Desdamona wrote and performed guest vocals on Brother Ali's Rites of Passage on the track titled "We Will Always B" in 2000. Her lines criticized male dominance of hip hop and chauvinism in general. Desdamona's first officialCD, The Ledge, came out on 5 June 2005 on the Zlink Entertainment Label. It included twelve songs. Prior to that she had independently released three projects (Alive @ First Ave, Resilence, A Prelude to the Real Thing. She frequently collaborates with Twin Cities beatboxer Carnage the Executioner, also known as Carnage. On Desdamona's second disc, The Source, which came out 26 June 2007, the duo do the first track, "Infinity", together. The two have formed a group called Ill Chemistry, which was noted as a rising hip hop group at the 2007 Minnesota Music Awards. Desdamona has noted that they're working on a collaboration on her blog.

Desdamona co-founded a female-based music festival, called B-Girl Be, which incorporates all the aspects of hip hop and spoken word; emceeing, break dance, DJing and graffiti. She also works with schools, teaching students, as well as in the Stillwater Prison program, In the Belly. In 2010, Desdamona was invited by Ursus Minor to collaborate on their third album.

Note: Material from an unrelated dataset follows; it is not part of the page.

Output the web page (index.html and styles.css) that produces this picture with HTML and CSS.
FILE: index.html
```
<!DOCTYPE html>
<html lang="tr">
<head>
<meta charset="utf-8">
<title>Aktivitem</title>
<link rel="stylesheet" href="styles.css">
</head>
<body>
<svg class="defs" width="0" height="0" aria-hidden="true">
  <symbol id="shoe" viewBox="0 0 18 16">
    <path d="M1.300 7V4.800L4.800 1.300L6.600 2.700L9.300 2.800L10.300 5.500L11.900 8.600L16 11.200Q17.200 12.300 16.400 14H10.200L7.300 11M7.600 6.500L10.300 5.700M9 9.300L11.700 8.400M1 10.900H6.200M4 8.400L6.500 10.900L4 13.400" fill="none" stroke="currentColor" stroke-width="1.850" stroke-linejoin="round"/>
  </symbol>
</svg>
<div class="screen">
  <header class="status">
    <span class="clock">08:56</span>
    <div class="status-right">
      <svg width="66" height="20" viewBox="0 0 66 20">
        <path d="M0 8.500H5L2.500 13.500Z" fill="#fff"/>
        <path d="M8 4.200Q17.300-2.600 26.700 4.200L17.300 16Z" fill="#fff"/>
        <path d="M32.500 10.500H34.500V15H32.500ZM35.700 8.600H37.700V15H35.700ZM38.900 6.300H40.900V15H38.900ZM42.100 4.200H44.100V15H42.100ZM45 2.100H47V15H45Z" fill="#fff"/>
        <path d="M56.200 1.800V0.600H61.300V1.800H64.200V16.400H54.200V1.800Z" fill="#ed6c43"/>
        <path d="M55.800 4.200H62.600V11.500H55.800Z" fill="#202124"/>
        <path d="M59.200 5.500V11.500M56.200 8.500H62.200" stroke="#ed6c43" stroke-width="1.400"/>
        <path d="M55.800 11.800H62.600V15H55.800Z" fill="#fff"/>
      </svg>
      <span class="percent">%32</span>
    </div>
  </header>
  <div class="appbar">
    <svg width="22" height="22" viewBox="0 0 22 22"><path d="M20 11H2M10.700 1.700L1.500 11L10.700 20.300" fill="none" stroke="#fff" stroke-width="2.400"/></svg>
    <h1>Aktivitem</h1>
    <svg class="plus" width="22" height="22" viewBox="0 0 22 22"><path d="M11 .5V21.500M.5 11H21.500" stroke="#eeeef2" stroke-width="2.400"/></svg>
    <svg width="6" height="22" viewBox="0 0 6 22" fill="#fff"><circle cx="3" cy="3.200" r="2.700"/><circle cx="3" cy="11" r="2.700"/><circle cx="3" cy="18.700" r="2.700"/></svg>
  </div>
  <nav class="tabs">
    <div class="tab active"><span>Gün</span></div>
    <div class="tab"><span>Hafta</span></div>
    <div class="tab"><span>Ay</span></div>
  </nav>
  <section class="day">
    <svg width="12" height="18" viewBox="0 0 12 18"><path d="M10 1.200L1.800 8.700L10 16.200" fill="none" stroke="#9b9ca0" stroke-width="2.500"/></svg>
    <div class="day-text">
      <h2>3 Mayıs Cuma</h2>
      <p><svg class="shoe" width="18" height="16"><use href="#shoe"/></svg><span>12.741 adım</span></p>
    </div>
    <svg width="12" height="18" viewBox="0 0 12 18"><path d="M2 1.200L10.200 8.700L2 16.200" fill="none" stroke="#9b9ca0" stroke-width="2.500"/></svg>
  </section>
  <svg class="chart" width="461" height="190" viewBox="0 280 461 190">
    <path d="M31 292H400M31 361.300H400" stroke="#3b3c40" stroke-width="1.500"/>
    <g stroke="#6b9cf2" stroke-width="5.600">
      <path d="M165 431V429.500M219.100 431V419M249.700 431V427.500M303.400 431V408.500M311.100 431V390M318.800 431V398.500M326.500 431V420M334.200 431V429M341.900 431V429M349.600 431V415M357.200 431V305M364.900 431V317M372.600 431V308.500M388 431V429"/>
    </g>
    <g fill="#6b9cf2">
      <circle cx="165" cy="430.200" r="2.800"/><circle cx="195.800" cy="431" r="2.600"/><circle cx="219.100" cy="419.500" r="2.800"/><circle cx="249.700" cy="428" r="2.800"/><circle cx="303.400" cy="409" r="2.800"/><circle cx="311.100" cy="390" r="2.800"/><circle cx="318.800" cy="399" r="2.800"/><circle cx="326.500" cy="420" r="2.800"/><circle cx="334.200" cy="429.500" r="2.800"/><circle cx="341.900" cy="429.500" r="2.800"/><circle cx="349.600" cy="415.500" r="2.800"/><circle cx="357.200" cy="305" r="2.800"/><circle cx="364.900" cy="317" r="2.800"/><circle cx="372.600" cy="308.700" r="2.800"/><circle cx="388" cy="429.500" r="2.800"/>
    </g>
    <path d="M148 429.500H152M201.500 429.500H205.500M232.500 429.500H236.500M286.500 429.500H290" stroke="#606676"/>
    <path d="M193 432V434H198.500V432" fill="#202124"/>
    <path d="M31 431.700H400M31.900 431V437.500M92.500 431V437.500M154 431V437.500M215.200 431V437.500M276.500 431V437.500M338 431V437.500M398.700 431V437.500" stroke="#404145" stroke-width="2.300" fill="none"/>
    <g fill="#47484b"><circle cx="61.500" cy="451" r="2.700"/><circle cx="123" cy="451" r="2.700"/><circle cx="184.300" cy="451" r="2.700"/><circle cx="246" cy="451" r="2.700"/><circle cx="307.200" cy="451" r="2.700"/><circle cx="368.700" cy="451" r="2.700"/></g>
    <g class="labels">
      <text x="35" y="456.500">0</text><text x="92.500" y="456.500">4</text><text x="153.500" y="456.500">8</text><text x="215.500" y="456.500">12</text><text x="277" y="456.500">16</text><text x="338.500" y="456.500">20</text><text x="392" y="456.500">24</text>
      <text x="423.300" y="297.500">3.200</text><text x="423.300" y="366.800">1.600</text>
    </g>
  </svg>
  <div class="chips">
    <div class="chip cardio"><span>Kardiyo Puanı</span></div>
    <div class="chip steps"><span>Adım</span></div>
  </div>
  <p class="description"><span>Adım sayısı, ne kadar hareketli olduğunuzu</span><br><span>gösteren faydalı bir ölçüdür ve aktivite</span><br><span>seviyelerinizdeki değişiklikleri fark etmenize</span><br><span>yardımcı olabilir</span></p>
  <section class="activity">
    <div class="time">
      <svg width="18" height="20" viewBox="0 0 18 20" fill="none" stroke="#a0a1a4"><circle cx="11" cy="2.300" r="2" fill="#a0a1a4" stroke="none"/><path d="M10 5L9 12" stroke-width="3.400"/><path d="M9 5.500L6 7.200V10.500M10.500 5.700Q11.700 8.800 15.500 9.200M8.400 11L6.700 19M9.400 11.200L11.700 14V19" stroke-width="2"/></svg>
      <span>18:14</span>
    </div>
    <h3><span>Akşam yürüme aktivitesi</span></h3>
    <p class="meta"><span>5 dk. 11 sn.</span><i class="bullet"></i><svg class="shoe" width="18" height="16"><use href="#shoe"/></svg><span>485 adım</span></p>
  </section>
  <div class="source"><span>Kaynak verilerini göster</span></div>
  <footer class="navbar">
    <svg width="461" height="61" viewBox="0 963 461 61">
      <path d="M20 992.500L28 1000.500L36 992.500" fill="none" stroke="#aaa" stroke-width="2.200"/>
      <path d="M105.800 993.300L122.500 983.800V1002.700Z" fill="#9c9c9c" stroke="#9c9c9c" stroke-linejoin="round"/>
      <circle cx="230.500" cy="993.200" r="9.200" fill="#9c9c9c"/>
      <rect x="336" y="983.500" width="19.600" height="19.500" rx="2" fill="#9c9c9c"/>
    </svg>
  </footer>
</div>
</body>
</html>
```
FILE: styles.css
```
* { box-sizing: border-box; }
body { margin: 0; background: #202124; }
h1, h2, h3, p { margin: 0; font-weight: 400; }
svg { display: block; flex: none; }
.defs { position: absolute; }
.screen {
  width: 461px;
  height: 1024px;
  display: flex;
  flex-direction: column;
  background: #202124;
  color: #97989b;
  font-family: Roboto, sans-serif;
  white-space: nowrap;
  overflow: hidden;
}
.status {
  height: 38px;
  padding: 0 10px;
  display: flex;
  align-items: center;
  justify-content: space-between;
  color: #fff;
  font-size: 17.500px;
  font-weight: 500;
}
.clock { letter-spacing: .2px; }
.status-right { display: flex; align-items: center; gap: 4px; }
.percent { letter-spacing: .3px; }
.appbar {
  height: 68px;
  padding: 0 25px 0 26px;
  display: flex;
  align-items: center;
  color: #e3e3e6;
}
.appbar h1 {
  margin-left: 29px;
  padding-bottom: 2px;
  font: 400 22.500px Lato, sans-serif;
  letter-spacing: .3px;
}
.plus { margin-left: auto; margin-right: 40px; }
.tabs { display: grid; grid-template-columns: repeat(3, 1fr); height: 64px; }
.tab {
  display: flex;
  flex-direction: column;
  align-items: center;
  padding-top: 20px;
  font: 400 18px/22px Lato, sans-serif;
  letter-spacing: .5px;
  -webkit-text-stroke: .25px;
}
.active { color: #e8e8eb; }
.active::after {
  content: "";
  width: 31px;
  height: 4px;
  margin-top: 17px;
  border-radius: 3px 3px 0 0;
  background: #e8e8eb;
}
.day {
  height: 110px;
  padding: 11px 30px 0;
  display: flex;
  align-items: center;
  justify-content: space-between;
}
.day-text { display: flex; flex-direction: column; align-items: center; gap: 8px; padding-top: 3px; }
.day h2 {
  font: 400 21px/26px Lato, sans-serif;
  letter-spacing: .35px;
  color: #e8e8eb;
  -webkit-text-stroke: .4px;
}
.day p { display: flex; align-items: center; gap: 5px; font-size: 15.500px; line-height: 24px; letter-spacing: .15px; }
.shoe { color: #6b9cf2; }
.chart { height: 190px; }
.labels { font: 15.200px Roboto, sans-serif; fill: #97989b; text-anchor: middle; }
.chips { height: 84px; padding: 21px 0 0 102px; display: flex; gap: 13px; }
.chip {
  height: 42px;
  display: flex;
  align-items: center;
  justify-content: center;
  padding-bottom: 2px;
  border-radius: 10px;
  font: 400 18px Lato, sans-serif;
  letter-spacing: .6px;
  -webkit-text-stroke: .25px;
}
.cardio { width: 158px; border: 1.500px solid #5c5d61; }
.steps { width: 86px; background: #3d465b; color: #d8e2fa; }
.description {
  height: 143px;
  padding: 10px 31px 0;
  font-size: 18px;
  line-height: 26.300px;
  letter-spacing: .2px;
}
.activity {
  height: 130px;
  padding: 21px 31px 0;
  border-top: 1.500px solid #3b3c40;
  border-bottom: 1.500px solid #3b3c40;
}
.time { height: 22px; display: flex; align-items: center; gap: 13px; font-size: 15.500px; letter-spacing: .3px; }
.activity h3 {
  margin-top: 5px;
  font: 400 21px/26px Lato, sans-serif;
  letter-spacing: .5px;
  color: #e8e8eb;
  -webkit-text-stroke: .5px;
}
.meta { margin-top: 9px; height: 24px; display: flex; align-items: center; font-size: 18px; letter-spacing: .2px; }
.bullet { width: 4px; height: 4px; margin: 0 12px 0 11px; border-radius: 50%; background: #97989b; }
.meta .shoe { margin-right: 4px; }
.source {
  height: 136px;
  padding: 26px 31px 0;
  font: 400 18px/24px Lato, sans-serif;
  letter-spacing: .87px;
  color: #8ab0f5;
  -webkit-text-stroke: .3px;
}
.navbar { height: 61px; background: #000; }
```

I will not take but for an answer, now been touring with Ursus Minor along with Boots Riley and ill chemistry since 2010. She is working on a new solo project titled "No Man's Land" that is a CD-book project and she is also collaborating with a French recording artist for a project in 2015.

In September 2019, Desdamona appeared in the Visual Collaborative electronic catalogue, in an issue themed Vivencias which translates to "Experiences" in Spanish. She was interviewed alongside 30 people from around the world that included Kelli Ali, Dakore Akande and Adelaide Damoah.